##### DATA #####

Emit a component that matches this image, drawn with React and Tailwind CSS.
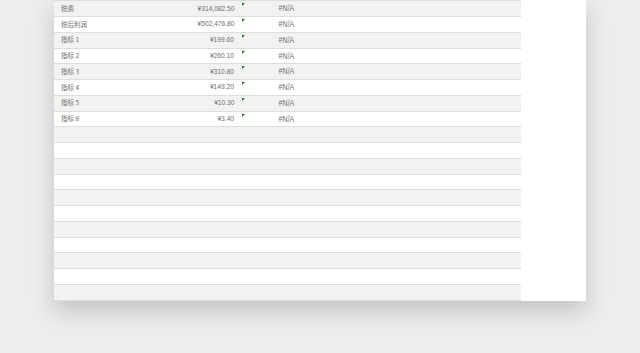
import React from "react";

const rows = [
  { label: "税费", amount: "¥314,082.50" },
  { label: "税后利润", amount: "¥502,476.80" },
  { label: "指标 1", amount: "¥199.60" },
  { label: "指标 2", amount: "¥260.10" },
  { label: "指标 3", amount: "¥310.80" },
  { label: "指标 4", amount: "¥149.20" },
  { label: "指标 5", amount: "¥10.30" },
  { label: "指标 6", amount: "¥3.40" },
];

const EMPTY_ROWS = 11;

function Row({ index, item }) {
  const shade = index % 2 === 0 ? "bg-[#f2f2f2]" : "bg-white";
  return (
    <div
      className={`${shade} flex h-[15.75px] items-center border-b border-[#dddddd] text-[#6e6e6e]`}
    >
      {item && (
        <>
          <div className="w-[96px] pl-[7px] text-[6.5px] font-['Noto_Sans_CJK_SC',sans-serif]">
            {item.label}
          </div>
          <div className="w-[84px] text-right font-['Liberation_Sans',sans-serif] text-[8px]">
            <span className="inline-block origin-right scale-x-[0.83]">{item.amount}</span>
          </div>
          <div className="w-[8px]" />
          <div className="relative h-full w-[89px]">
            <div className="absolute left-0 top-[2px] h-0 w-0 border-t-[3px] border-r-[3px] border-t-[#1f7a1f] border-r-transparent" />
            <div className="flex h-full items-center justify-center font-['Liberation_Sans',sans-serif] text-[8.5px]">
              <span className="inline-block scale-x-[0.83]">#N/A</span>
            </div>
          </div>
        </>
      )}
    </div>
  );
}

export default function App() {
  return (
    <div className="h-[353px] w-[640px] overflow-hidden bg-[#ededed]">
      <div className="ml-[54px] h-[301px] w-[532px] overflow-hidden bg-white shadow-[0_10px_22px_rgba(0,0,0,0.18)]">
        <div className="-mt-[14.5px] w-[467px]">
          <div className="h-[15.75px] border-b border-[#dddddd] bg-white" />
          {rows.map((item, i) => (
            <Row key={i} index={i} item={item} />
          ))}
          {Array.from({ length: EMPTY_ROWS }).map((_, i) => (
            <Row key={`e${i}`} index={rows.length + i} />
          ))}
        </div>
      </div>
    </div>
  );
}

#####

-- DIRECTION --
Repeat the material above in full and unchanged, minus its images.

-- ANSWER TO THE EXERCISE --
Emit a component that matches this image, drawn with React and Tailwind CSS.
import React from "react";

const rows = [
  { label: "税费", amount: "¥314,082.50" },
  { label: "税后利润", amount: "¥502,476.80" },
  { label: "指标 1", amount: "¥199.60" },
  { label: "指标 2", amount: "¥260.10" },
  { label: "指标 3", amount: "¥310.80" },
  { label: "指标 4", amount: "¥149.20" },
  { label: "指标 5", amount: "¥10.30" },
  { label: "指标 6", amount: "¥3.40" },
];

const EMPTY_ROWS = 11;

function Row({ index, item }) {
  const shade = index % 2 === 0 ? "bg-[#f2f2f2]" : "bg-white";
  return (
    <div
      className={`${shade} flex h-[15.75px] items-center border-b border-[#dddddd] text-[#6e6e6e]`}
    >
      {item && (
        <>
          <div className="w-[96px] pl-[7px] text-[6.5px] font-['Noto_Sans_CJK_SC',sans-serif]">
            {item.label}
          </div>
          <div className="w-[84px] text-right font-['Liberation_Sans',sans-serif] text-[8px]">
            <span className="inline-block origin-right scale-x-[0.83]">{item.amount}</span>
          </div>
          <div className="w-[8px]" />
          <div className="relative h-full w-[89px]">
            <div className="absolute left-0 top-[2px] h-0 w-0 border-t-[3px] border-r-[3px] border-t-[#1f7a1f] border-r-transparent" />
            <div className="flex h-full items-center justify-center font-['Liberation_Sans',sans-serif] text-[8.5px]">
              <span className="inline-block scale-x-[0.83]">#N/A</span>
            </div>
          </div>
        </>
      )}
    </div>
  );
}

export default function App() {
  return (
    <div className="h-[353px] w-[640px] overflow-hidden bg-[#ededed]">
      <div className="ml-[54px] h-[301px] w-[532px] overflow-hidden bg-white shadow-[0_10px_22px_rgba(0,0,0,0.18)]">
        <div className="-mt-[14.5px] w-[467px]">
          <div className="h-[15.75px] border-b border-[#dddddd] bg-white" />
          {rows.map((item, i) => (
            <Row key={i} index={i} item={item} />
          ))}
          {Array.from({ length: EMPTY_ROWS }).map((_, i) => (
            <Row key={`e${i}`} index={rows.length + i} />
          ))}
        </div>
      </div>
    </div>
  );
}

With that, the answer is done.